Federation of Indian Airlines
- Abbreviation: FIA
- Formation: 2006; 20 years ago
- Type: Airline industry body
- Region served: India
- Membership: 4 (2017)
- Chairman: Rahul Bhatia
- Associate Director: Ujjwal Dey
- Website: www.fiaindia.in

= Federation of Indian Airlines =

The Federation of Indian Airlines (FIA) is an airline industry body in India. Its members are IndiGo, SpiceJet and GoAir. The functions of the FIA are carried out by an Executive Council composed of the heads of each of the member airlines.

The FIA was founded in 2006. Air India was a founding member of the body, but withdrew in 2014. It rejoined the body in 2022. Jet Airways was a member of the FIA until it ceased operations due to bankruptcy in April 2019. As of March 2017, the four members of the FIA had a combined 80% share of the domestic aviation market.

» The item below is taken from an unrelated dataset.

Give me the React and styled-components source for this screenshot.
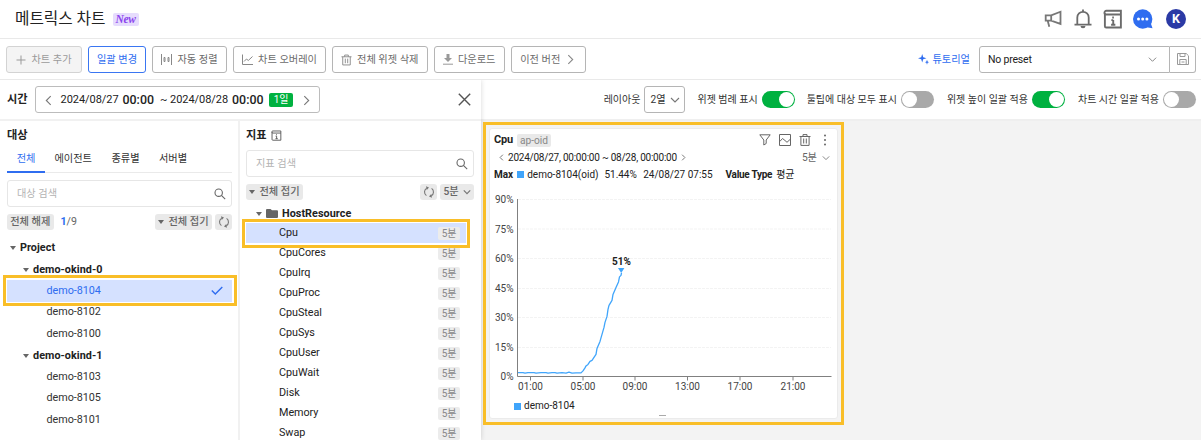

In October 2016, the FIA filed an appeal in the Supreme Court challenging the aviation permits granted to AirAsia India. In February 2017, the Directorate General of Civil Aviation (DGCA) rejected the FIA's plea to cancel the permit granted to AirAsia India. In March 2017, the FIA opposed Qatar Airways plan to launch an airline in India.